Now that summer holidays are just a recent memory, although hopefully a good one as it was for me, it is time to knuckle down and address the pressing issues of the day.

Martin Warren
The recent Business Confidence survey amongst members does not make easy reading for Wales with few businesses taking advantage of the, probably short term, benefits of the low pound to export and confidence continuing to fall.  It is taking a long time for the reality of Brexit to become clear which will not help in the coming months. Westminster continues to delay triggering Article 50 and arguments rage around what might or might not be possible under any new trade arrangements with the European Single Market.

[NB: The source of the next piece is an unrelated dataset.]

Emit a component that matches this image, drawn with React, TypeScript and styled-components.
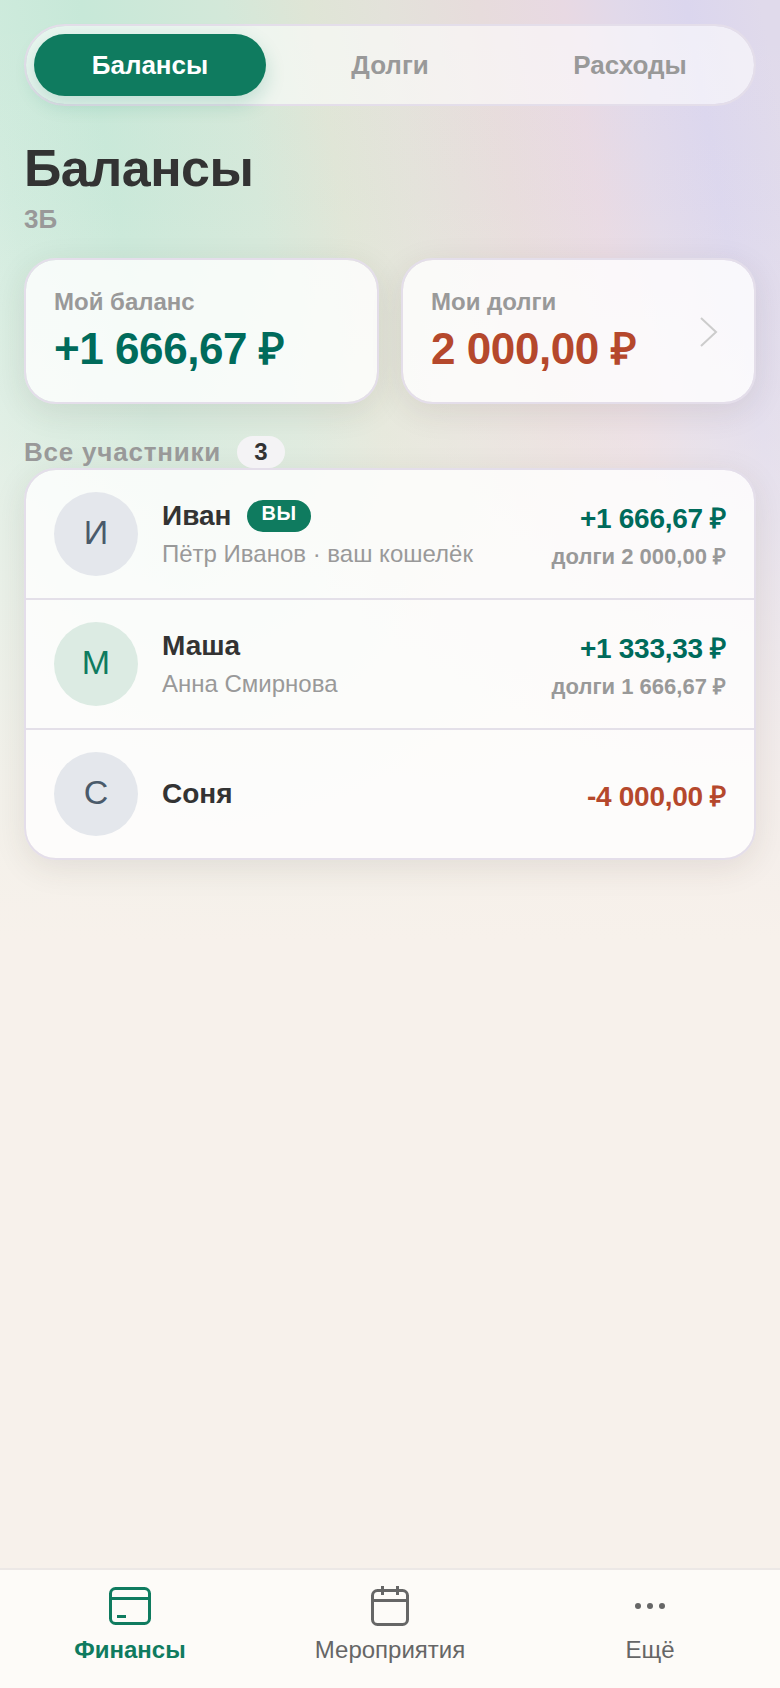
import React, { useState } from 'react';
import styled, { createGlobalStyle } from 'styled-components';

const GlobalStyle = createGlobalStyle`
  *, *::before, *::after { box-sizing: border-box; }
  body {
    margin: 0;
    background: #f7f1eb;
    color: #333333;
    font-family: "Liberation Sans", Arial, sans-serif;
  }
  button { font: inherit; color: inherit; border: 0; background: none; padding: 0; cursor: pointer; }
  h1, h2, p, ul { margin: 0; padding: 0; }
  ul { list-style: none; }
`;

const Page = styled.div`
  min-height: 100vh;
  display: flex;
  flex-direction: column;
  background:
    linear-gradient(to bottom, rgba(247, 241, 235, 0) 0, rgba(247, 241, 235, 0.06) 200px, rgba(247, 241, 235, 0.35) 440px, rgba(247, 241, 235, 0.85) 780px, #f7f1eb 940px) no-repeat,
    linear-gradient(80deg, #d8efe4 8%, #cfebdd 15%, #c7e8d8 26%, #d3e8d9 41%, #dfe5d6 50%, #e3e2da 58%, #e7dcdc 68%, #e8d9e3 77%, #e1d9ea 83%, #dbd6ee 90%, #e0daeb 98%) top / 100% 940px no-repeat;
`;

const Content = styled.main`
  flex: 1;
  padding: 24px;
`;

const Tabs = styled.div`
  display: grid;
  grid-template-columns: repeat(3, 1fr);
  gap: 8px;
  padding: 8px;
  border: 2px solid #e4deea;
  border-radius: 41px;
  background: rgba(255, 255, 255, 0.58);
  background-clip: padding-box;
`;

const Tab = styled.button<{ $active: boolean }>`
  height: 62px;
  border-radius: 31px;
  font-size: 26px;
  font-weight: 700;
  color: ${(p) => (p.$active ? '#ffffff' : '#999999')};
  background: ${(p) => (p.$active ? '#0f7b5f' : 'transparent')};
  box-shadow: ${(p) => (p.$active ? '0 8px 20px rgba(15, 123, 95, 0.2)' : 'none')};
`;

const Title = styled.h1`
  margin-top: 32px;
  font-size: 52px;
  line-height: 60px;
  letter-spacing: -0.01em;
`;

const Subtitle = styled.p`
  margin-top: 4px;
  font-size: 26px;
  line-height: 34px;
  font-weight: 700;
  color: #999999;
`;

const Summary = styled.div`
  display: grid;
  grid-template-columns: 1fr 1fr;
  gap: 22px;
  margin-top: 22px;
`;

const SummaryCard = styled.div`
  display: flex;
  align-items: center;
  justify-content: space-between;
  padding: 28px 28px 26px;
  border: 2px solid #e4deea;
  border-radius: 32px;
  background: rgba(255, 255, 255, 0.8);
  background-clip: padding-box;
  box-shadow: 0 8px 32px rgba(60, 50, 40, 0.1);
  text-align: left;
`;

const SummaryLabel = styled.span`
  display: block;
  font-size: 24px;
  line-height: 28px;
  font-weight: 700;
  color: #999999;
`;

const SummaryValue = styled.span<{ $negative?: boolean }>`
  display: block;
  margin-top: 6px;
  font-size: 44px;
  line-height: 54px;
  font-weight: 700;
  letter-spacing: -0.01em;
  white-space: nowrap;
  color: ${(p) => (p.$negative ? '#b5482c' : '#006b5b')};
`;

const SectionHead = styled.div`
  display: flex;
  gap: 16px;
  margin-top: 32px;
`;

const SectionTitle = styled.h2`
  font-size: 26px;
  line-height: 32px;
  letter-spacing: 0.03em;
  color: #999999;
`;

const Count = styled.span`
  width: 48px;
  border-radius: 16px;
  font-size: 24px;
  line-height: 32px;
  font-weight: 700;
  text-align: center;
  background: #f4f3f5;
`;

const MemberList = styled.ul`
  border: 2px solid #e4deea;
  border-radius: 32px;
  background: rgba(255, 255, 255, 0.8);
  background-clip: padding-box;
  box-shadow: 0 8px 32px rgba(60, 50, 40, 0.1);
`;

const Member = styled.li`
  display: flex;
  align-items: center;
  gap: 24px;
  padding: 22px 28px;
  & + & { border-top: 2px solid #e4e0e9; }
`;

const Avatar = styled.span<{ $green?: boolean }>`
  display: flex;
  align-items: center;
  justify-content: center;
  flex: none;
  width: 84px;
  height: 84px;
  padding-bottom: 4px;
  border-radius: 50%;
  font-size: 34px;
  color: ${(p) => (p.$green ? '#0f7b5f' : '#4a5a6a')};
  background: ${(p) => (p.$green ? '#dcebe3' : '#e4e7ec')};
`;

const Info = styled.div`
  flex: 1;
  min-width: 0;
  display: flex;
  flex-direction: column;
  gap: 4px;
`;

const NameLine = styled.div`
  display: flex;
  align-items: center;
  gap: 16px;
  font-size: 28px;
  line-height: 36px;
  font-weight: 700;
`;

const YouBadge = styled.span`
  height: 32px;
  padding: 0 14px;
  border-radius: 16px;
  font-size: 20px;
  line-height: 26px;
  letter-spacing: 0.03em;
  color: #ffffff;
  background: #0f7b5f;
`;

const Details = styled.div`
  font-size: 24px;
  line-height: 32px;
  color: #999999;
`;

const Amounts = styled.div`
  display: flex;
  flex-direction: column;
  gap: 4px;
  padding-top: 6px;
  text-align: right;
  font-weight: 700;
  white-space: nowrap;
`;

const Balance = styled.div<{ $negative?: boolean }>`
  font-size: 28px;
  line-height: 36px;
  letter-spacing: -0.01em;
  color: ${(p) => (p.$negative ? '#b5482c' : '#006b5b')};
`;

const Debt = styled.div`
  font-size: 22px;
  line-height: 32px;
  color: #999999;
`;

const BottomNav = styled.nav`
  position: sticky;
  bottom: 0;
  display: grid;
  grid-template-columns: repeat(3, 1fr);
  border-top: 2px solid #ece8e6;
  background: #fdfbf8;
`;

const NavItem = styled.button<{ $active?: boolean }>`
  display: flex;
  flex-direction: column;
  align-items: center;
  gap: 4px;
  padding: 12px 0 22px;
  font-size: 24px;
  line-height: 32px;
  font-weight: ${(p) => (p.$active ? 700 : 400)};
  color: ${(p) => (p.$active ? '#0f7b5f' : '#666666')};
`;

const Icon = styled.svg`
  display: block;
  fill: none;
  stroke: currentColor;
  stroke-width: 3;
`;

const Chevron = styled.svg`
  flex: none;
  margin-right: 8px;
  fill: none;
  stroke: #cccccc;
  stroke-width: 2;
`;

const members = [
  { initial: 'И', name: 'Иван', you: true, details: 'Пётр Иванов · ваш кошелёк', balance: '+1 666,67 ₽', debt: 'долги 2 000,00 ₽' },
  { initial: 'М', name: 'Маша', green: true, details: 'Анна Смирнова', balance: '+1 333,33 ₽', debt: 'долги 1 666,67 ₽' },
  { initial: 'С', name: 'Соня', balance: '-4 000,00 ₽', negative: true },
];

const tabs = ['Балансы', 'Долги', 'Расходы'];

export default function App() {
  const [tab, setTab] = useState(tabs[0]);
  return (
    <>
      <GlobalStyle />
      <Page>
        <Content>
          <Tabs role="tablist">
            {tabs.map((name) => (
              <Tab key={name} role="tab" aria-selected={tab === name} $active={tab === name} onClick={() => setTab(name)}>
                {name}
              </Tab>
            ))}
          </Tabs>
          <Title>Балансы</Title>
          <Subtitle>3Б</Subtitle>
          <Summary>
            <SummaryCard>
              <span>
                <SummaryLabel>Мой баланс</SummaryLabel>
                <SummaryValue>+1 666,67 ₽</SummaryValue>
              </span>
            </SummaryCard>
            <SummaryCard as="button">
              <span>
                <SummaryLabel>Мои долги</SummaryLabel>
                <SummaryValue $negative>2 000,00 ₽</SummaryValue>
              </span>
              <Chevron width="18" height="30" viewBox="0 0 18 30" aria-hidden="true">
                <path d="M1 1l15 14L1 29" />
              </Chevron>
            </SummaryCard>
          </Summary>
          <SectionHead>
            <SectionTitle>Все участники</SectionTitle>
            <Count>3</Count>
          </SectionHead>
          <MemberList>
            {members.map((m) => (
              <Member key={m.name}>
                <Avatar $green={m.green} aria-hidden="true">{m.initial}</Avatar>
                <Info>
                  <NameLine>
                    {m.name}
                    {m.you && <YouBadge>ВЫ</YouBadge>}
                  </NameLine>
                  {m.details && <Details>{m.details}</Details>}
                </Info>
                <Amounts>
                  <Balance $negative={m.negative}>{m.balance}</Balance>
                  {m.debt && <Debt>{m.debt}</Debt>}
                </Amounts>
              </Member>
            ))}
          </MemberList>
        </Content>
        <BottomNav>
          <NavItem $active aria-current="page">
            <Icon width="48" height="48" viewBox="0 0 48 48" aria-hidden="true">
              <rect x="4.5" y="6.5" width="39" height="35" rx="5" />
              <path d="M4.5 16.5h39M11 34.5h9" />
            </Icon>
            Финансы
          </NavItem>
          <NavItem>
            <Icon width="48" height="48" viewBox="0 0 48 48" aria-hidden="true">
              <rect x="6.5" y="8.5" width="35" height="34" rx="5" />
              <path d="M6.5 18.5h35M16.5 4v9M31.5 4v9" />
            </Icon>
            Мероприятия
          </NavItem>
          <NavItem>
            <Icon width="48" height="48" viewBox="0 0 48 48" aria-hidden="true">
              <g fill="currentColor" stroke="none">
                <circle cx="12" cy="24" r="3" />
                <circle cx="24" cy="24" r="3" />
                <circle cx="36" cy="24" r="3" />
              </g>
            </Icon>
            Ещё
          </NavItem>
        </BottomNav>
      </Page>
    </>
  );
}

The First Minister is trying hard to promote Wales and to fight our corner but uncertainty remains about the replacement of the financial support that Wales has been receiving from the EU. The longer term ability for Wales to fund business support, jobs growth and infrastructure development is therefore under threat. 
As the Wales Bill progresses through Parliament the prospect of devolved powers for income tax becomes more real and the importance of a clear funding methodology for Wales becomes more and more essential. It will be pointless if not damaging to Wales if the result of these powers is a reduction in Barnett which negates or even exceeds the taxes raised. 

With austerity still required to bite and a Westminster Government concentrating all its efforts upon dealing with Brexit can we really expect that Wales will get a fair hearing and fair treatment going forward? The Barnett formula requires major surgery if not replacement to recognise more devolved powers, taxes raised by devolved governments and the replacement of the historic European financial support. 

History isn’t on our side particularly with parties of different colours in power at Westminster and Cardiff but perhaps the new administration under Prime Minister May will be different. Let us hope so!